== Data segment

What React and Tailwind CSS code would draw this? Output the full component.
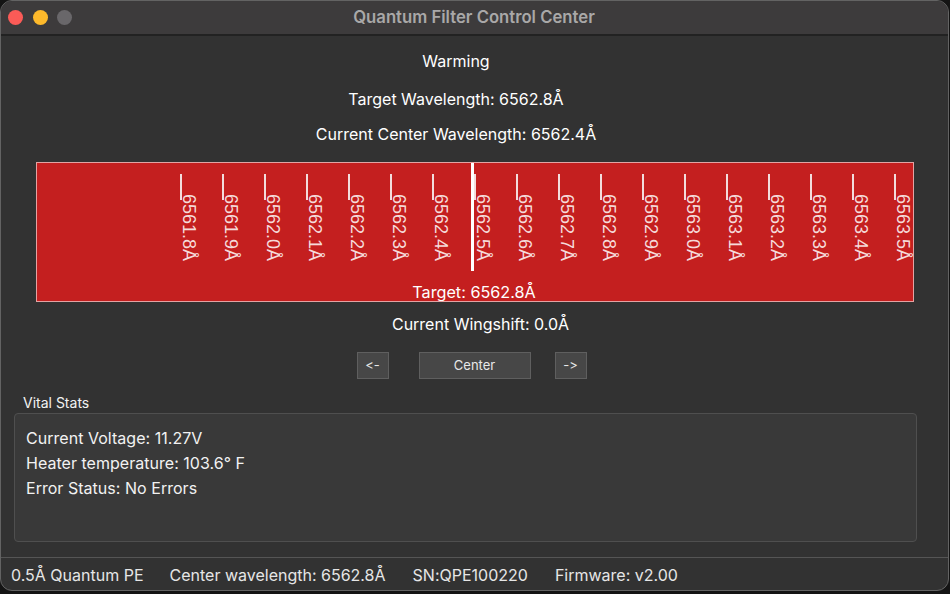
const ticks = [
  "6561.8Å", "6561.9Å", "6562.0Å", "6562.1Å", "6562.2Å", "6562.3Å", "6562.4Å", "6562.5Å", "6562.6Å",
  "6562.7Å", "6562.8Å", "6562.9Å", "6563.0Å", "6563.1Å", "6563.2Å", "6563.3Å", "6563.4Å", "6563.5Å",
];

function Tick({ label }) {
  return (
    <div className="relative w-[42px] h-[100px] shrink-0">
      <div className="w-[1.5px] h-[26px] bg-[#f3dcdc]"></div>
      <span className="absolute left-0 top-[20px] [writing-mode:vertical-rl] font-['Liberation_Sans',sans-serif] text-[18px] leading-[18px] text-[#f5dada] whitespace-nowrap">
        {label}
      </span>
    </div>
  );
}

export default function App() {
  return (
    <div className="w-[950px] h-[594px] bg-[#141414] overflow-hidden font-['Inter',sans-serif] text-[#f2f2f2] [font-feature-settings:'calt'_0]">
      <div className="w-[949px] h-[591px] flex flex-col bg-[#323232] rounded-[12px] border border-[#636363] overflow-hidden">

        {/* title bar */}
        <div className="h-[35px] shrink-0 flex items-center bg-[#3d3b3c] border-b-2 border-[#222222]">
          <div className="flex items-center gap-[9.5px] pl-[7px]">
            <div className="w-[15px] h-[15px] rounded-full bg-[#fb5b57]"></div>
            <div className="w-[15px] h-[15px] rounded-full bg-[#fdb92b]"></div>
            <div className="w-[15px] h-[15px] rounded-full bg-[#69676a]"></div>
          </div>
          <div className="flex-1 text-center pr-[72px] text-[16.7px] font-semibold text-[#a9a8a8]">
            Quantum Filter Control Center
          </div>
        </div>

        <div className="flex-1 flex flex-col items-center">
          <div className="flex flex-col items-center pr-[37px]">
            <p className="mt-[15px] h-[20px] leading-[20px] text-[16px] text-white">Warming</p>
            <p className="mt-[18px] h-[20px] leading-[20px] text-[16px] text-white">Target Wavelength: 6562.8Å</p>
            <p className="mt-[15px] h-[20px] leading-[20px] text-[16px] text-white">Current Center Wavelength: 6562.4Å</p>
          </div>

          {/* wavelength ruler */}
          <div className="relative mt-[18px] w-[878px] h-[140px] ml-[1px] bg-[#c41f1f] border border-[#e3a3a3] overflow-hidden">
            <div className="flex pl-[143px] pt-[11px]">
              {ticks.map((t) => (
                <Tick key={t} label={t} />
              ))}
            </div>
            <div className="absolute left-[433.5px] top-0 w-[3.5px] h-[108px] bg-white"></div>
            <div className="absolute inset-x-0 bottom-[-1px] pr-[2px] text-center text-[16.2px] leading-[20px] text-white">Target: 6562.8Å</div>
          </div>

          <p className="mt-[12px] ml-[12px] h-[20px] leading-[20px] text-[16px] text-white">Current Wingshift: 0.0Å</p>

          <div className="mt-[18px] mr-[6px] flex items-center">
            <button className="w-[32px] h-[27px] bg-[#474747] border border-[#5f5f5f] text-[13px] text-[#e8e8e8]">{"<-"}</button>
            <button className="ml-[30px] w-[112px] h-[27px] bg-[#474747] border border-[#5f5f5f] text-[13px] text-[#e8e8e8]">Center</button>
            <button className="ml-[24px] w-[32px] h-[27px] bg-[#474747] border border-[#5f5f5f] text-[13px] text-[#e8e8e8]">{"->"}</button>
          </div>

          {/* vital stats */}
          <div className="self-stretch mt-[16px] pl-[13px] pr-[31px]">
            <p className="pl-[9px] h-[18px] leading-[16px] text-[14px]">Vital Stats</p>
            <div className="h-[129px] bg-[#393939] border border-[#4f4f4f] rounded-[4px] pl-[11px] pt-[12px] text-[16px] tracking-[0.03px] leading-[25px]">
              <p>Current Voltage: 11.27V</p>
              <p>Heater temperature: 103.6° F</p>
              <p>Error Status: No Errors</p>
            </div>
          </div>
        </div>

        {/* status bar */}
        <div className="h-[33px] shrink-0 flex items-center border-t border-[#555555] pl-[10px] pt-[1px] text-[16px] text-[#e6e6e6]">
          <span>0.5Å Quantum PE</span>
          <span className="ml-[26px]">Center wavelength: 6562.8Å</span>
          <span className="ml-[27px]">SN:QPE100220</span>
          <span className="ml-[27px]">Firmware: v2.00</span>
        </div>
      </div>
    </div>
  );
}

====

(What you have to do): Exactly as they appear, print the lines of the listing above from its first line through the line that contains "h-[591px] flex flex-col", minus the pictures.

(Expected output):
What React and Tailwind CSS code would draw this? Output the full component.
const ticks = [
  "6561.8Å", "6561.9Å", "6562.0Å", "6562.1Å", "6562.2Å", "6562.3Å", "6562.4Å", "6562.5Å", "6562.6Å",
  "6562.7Å", "6562.8Å", "6562.9Å", "6563.0Å", "6563.1Å", "6563.2Å", "6563.3Å", "6563.4Å", "6563.5Å",
];

function Tick({ label }) {
  return (
    <div className="relative w-[42px] h-[100px] shrink-0">
      <div className="w-[1.5px] h-[26px] bg-[#f3dcdc]"></div>
      <span className="absolute left-0 top-[20px] [writing-mode:vertical-rl] font-['Liberation_Sans',sans-serif] text-[18px] leading-[18px] text-[#f5dada] whitespace-nowrap">
        {label}
      </span>
    </div>
  );
}

export default function App() {
  return (
    <div className="w-[950px] h-[594px] bg-[#141414] overflow-hidden font-['Inter',sans-serif] text-[#f2f2f2] [font-feature-settings:'calt'_0]">
      <div className="w-[949px] h-[591px] flex flex-col bg-[#323232] rounded-[12px] border border-[#636363] overflow-hidden">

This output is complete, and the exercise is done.